◆ **GIVEN TASK**
Find the lines that hold the word "this" and return them.

◆ **DATA PROVIDED**
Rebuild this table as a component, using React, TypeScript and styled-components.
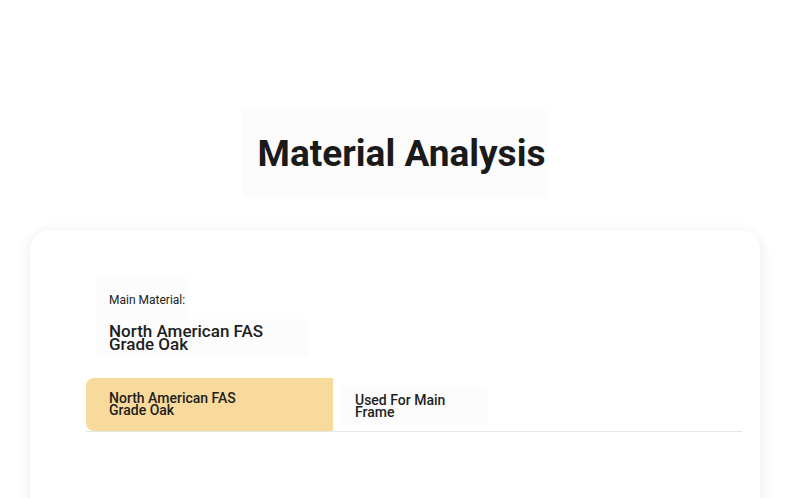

* * *

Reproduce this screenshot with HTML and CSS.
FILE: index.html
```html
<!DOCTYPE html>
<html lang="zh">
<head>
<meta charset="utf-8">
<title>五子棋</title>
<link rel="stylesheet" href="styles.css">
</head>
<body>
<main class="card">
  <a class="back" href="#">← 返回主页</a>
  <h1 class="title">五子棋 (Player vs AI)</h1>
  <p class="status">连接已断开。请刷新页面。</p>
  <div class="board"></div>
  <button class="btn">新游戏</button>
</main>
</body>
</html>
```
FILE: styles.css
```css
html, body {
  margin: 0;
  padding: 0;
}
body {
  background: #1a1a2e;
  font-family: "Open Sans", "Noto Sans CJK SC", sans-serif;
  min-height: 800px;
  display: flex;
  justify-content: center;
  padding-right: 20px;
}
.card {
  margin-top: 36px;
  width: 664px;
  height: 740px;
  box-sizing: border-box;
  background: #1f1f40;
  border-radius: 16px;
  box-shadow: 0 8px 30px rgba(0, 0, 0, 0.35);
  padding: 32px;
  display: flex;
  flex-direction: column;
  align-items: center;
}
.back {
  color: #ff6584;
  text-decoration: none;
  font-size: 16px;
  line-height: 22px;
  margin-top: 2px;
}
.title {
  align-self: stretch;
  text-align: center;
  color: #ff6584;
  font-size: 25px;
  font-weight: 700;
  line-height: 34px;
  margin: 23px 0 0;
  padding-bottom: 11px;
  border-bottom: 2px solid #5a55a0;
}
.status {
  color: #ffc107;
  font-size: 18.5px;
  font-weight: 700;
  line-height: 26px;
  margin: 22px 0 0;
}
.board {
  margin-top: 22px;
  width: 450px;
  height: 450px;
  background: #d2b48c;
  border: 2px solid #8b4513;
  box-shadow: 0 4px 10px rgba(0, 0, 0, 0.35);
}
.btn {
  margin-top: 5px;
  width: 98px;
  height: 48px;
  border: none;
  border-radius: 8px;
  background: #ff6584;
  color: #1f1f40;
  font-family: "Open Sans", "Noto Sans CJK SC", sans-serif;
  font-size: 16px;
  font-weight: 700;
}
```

◆ **RESPONSE**
Rebuild this table as a component, using React, TypeScript and styled-components.
Reproduce this screenshot with HTML and CSS.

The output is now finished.